WHAT IS ASKED:
Go through the entries and count the lines with the string "this" in them. Give only that number.

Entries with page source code

============================================================

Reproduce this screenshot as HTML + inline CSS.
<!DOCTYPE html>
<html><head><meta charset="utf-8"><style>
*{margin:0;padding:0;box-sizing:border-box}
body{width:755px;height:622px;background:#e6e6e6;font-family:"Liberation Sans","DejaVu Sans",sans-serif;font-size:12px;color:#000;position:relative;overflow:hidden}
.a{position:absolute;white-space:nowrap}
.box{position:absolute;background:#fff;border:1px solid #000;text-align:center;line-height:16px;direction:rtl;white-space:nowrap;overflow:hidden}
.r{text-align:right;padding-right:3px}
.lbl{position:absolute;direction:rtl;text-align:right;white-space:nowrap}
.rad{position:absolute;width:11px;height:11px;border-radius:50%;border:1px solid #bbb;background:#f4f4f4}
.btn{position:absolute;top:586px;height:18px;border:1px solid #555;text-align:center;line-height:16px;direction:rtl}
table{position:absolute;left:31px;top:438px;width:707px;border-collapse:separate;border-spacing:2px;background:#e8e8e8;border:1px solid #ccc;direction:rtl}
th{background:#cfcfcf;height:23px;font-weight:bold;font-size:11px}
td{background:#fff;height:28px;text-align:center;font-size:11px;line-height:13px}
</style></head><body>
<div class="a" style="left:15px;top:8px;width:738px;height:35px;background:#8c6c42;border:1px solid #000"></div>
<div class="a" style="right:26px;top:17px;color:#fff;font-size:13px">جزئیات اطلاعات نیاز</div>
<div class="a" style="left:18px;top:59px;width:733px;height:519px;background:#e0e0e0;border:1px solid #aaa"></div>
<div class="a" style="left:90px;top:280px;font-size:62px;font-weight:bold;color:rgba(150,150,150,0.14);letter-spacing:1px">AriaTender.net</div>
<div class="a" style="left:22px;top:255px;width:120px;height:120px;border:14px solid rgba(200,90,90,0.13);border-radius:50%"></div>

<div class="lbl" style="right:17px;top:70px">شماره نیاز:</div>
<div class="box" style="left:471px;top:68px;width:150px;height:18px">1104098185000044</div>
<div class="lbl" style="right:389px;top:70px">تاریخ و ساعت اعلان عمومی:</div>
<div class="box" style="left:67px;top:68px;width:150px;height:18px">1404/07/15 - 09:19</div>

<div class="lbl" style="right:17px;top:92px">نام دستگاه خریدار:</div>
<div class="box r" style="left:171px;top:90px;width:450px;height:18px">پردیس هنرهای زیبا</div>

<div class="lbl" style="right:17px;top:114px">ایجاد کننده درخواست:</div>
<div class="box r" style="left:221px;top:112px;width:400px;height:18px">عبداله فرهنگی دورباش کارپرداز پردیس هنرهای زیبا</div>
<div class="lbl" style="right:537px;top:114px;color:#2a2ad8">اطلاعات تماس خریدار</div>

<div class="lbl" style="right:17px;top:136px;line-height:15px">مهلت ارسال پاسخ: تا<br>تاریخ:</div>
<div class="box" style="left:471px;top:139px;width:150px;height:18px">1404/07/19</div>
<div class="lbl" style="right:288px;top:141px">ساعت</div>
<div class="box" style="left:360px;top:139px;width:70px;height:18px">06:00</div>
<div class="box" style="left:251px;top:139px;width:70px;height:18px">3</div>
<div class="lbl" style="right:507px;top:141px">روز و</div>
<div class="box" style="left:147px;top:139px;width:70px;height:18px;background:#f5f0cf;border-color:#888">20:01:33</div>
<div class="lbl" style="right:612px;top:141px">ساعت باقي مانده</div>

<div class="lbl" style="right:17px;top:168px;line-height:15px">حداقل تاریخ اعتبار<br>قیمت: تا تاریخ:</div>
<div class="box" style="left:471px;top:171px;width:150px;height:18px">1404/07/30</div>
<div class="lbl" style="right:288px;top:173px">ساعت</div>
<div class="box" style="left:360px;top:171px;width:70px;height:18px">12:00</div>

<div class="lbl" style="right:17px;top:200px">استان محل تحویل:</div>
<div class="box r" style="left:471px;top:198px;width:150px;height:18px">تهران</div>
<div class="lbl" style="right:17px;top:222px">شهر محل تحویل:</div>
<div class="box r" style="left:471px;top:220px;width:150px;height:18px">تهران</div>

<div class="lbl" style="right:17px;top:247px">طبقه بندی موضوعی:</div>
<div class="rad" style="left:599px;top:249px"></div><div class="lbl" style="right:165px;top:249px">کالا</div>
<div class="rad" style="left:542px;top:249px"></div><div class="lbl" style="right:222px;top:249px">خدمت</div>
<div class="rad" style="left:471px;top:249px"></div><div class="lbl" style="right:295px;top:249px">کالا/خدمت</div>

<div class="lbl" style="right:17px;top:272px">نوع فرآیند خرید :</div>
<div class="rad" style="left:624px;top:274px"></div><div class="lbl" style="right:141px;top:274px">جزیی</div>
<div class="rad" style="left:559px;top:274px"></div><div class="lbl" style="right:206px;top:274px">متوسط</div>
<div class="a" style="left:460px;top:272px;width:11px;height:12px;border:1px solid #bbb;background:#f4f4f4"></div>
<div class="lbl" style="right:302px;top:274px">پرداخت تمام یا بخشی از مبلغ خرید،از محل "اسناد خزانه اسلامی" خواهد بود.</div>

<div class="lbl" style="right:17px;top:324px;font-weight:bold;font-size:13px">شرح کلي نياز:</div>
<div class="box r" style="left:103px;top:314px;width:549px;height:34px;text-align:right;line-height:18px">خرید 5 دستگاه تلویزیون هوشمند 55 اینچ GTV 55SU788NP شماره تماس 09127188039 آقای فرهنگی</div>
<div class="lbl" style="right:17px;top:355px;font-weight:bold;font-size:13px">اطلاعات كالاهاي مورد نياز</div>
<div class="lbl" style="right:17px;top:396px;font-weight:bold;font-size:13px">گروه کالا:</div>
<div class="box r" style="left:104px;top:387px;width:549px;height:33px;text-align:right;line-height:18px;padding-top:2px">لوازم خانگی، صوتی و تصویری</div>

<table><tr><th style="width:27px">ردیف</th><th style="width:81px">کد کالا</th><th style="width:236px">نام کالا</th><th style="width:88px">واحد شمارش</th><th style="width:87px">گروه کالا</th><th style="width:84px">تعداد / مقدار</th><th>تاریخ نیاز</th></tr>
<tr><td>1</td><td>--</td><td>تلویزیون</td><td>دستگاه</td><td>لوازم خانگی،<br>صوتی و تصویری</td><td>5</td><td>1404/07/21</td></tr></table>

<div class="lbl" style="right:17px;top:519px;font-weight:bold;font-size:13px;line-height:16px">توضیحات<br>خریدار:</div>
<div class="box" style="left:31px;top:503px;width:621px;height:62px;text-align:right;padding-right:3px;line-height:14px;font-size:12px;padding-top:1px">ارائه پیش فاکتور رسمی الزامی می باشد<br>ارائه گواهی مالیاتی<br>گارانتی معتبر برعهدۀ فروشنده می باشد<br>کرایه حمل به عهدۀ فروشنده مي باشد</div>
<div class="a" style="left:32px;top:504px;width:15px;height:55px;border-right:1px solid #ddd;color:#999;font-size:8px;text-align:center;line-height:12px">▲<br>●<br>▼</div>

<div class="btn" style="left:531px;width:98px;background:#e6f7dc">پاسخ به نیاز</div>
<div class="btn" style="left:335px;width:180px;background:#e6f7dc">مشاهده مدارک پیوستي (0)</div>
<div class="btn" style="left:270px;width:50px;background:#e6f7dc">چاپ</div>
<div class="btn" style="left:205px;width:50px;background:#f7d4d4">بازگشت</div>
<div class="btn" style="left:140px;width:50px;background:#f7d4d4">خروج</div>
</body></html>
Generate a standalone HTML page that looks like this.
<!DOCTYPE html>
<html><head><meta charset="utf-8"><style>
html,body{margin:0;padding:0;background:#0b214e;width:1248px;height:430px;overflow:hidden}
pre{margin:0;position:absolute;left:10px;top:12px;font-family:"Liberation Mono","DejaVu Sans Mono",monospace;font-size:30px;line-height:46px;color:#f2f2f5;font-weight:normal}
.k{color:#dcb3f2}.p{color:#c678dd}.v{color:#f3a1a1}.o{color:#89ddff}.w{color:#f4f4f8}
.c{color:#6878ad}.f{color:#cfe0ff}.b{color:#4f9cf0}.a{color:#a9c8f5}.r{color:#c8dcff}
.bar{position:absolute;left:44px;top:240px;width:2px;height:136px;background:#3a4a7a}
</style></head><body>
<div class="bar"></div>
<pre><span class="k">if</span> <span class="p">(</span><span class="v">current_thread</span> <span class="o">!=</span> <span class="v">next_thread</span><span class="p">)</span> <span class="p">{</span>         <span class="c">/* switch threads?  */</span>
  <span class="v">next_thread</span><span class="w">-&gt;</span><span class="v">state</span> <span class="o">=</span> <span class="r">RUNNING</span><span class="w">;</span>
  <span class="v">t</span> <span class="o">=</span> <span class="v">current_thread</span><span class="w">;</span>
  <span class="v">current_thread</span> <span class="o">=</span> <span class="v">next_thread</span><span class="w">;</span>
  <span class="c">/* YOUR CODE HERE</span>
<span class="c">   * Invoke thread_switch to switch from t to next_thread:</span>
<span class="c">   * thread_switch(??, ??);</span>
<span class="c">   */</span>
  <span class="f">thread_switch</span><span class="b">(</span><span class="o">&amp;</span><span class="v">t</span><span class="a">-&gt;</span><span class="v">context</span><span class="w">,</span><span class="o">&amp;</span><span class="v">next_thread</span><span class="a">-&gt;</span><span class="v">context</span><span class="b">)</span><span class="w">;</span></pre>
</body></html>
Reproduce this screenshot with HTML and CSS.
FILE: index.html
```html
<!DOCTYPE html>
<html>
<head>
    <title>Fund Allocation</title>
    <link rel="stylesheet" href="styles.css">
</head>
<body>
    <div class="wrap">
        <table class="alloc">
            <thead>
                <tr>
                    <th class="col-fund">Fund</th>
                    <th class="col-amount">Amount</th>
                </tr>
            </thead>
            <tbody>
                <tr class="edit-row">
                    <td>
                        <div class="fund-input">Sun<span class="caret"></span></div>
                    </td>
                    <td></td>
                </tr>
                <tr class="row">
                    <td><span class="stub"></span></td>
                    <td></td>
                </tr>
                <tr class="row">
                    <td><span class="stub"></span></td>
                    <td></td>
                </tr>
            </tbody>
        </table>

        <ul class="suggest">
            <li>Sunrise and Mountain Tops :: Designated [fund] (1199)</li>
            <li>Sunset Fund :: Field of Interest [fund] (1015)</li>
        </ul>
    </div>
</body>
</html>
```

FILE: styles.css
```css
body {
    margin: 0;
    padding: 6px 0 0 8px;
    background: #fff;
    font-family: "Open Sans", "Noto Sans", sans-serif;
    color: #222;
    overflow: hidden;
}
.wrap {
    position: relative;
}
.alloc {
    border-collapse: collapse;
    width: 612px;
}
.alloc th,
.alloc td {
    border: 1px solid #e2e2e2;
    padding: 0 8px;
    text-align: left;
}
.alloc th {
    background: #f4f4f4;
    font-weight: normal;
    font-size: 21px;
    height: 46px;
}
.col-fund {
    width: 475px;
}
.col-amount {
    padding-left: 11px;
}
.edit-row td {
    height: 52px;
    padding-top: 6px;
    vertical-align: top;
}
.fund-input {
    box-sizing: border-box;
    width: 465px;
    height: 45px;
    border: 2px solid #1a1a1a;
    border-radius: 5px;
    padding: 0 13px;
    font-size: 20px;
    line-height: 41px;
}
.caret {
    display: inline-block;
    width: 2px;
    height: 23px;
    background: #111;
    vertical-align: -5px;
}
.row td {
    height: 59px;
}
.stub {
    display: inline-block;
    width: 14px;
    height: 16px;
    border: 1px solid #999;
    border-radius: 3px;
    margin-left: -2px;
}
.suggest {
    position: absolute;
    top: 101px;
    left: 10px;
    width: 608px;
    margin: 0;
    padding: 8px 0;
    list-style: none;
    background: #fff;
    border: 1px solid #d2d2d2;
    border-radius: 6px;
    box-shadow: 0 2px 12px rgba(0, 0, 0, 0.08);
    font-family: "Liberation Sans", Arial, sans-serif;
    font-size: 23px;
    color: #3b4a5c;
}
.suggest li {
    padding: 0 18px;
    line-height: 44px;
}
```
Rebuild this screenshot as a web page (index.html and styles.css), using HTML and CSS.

============================================================

TASK ANSWER:
4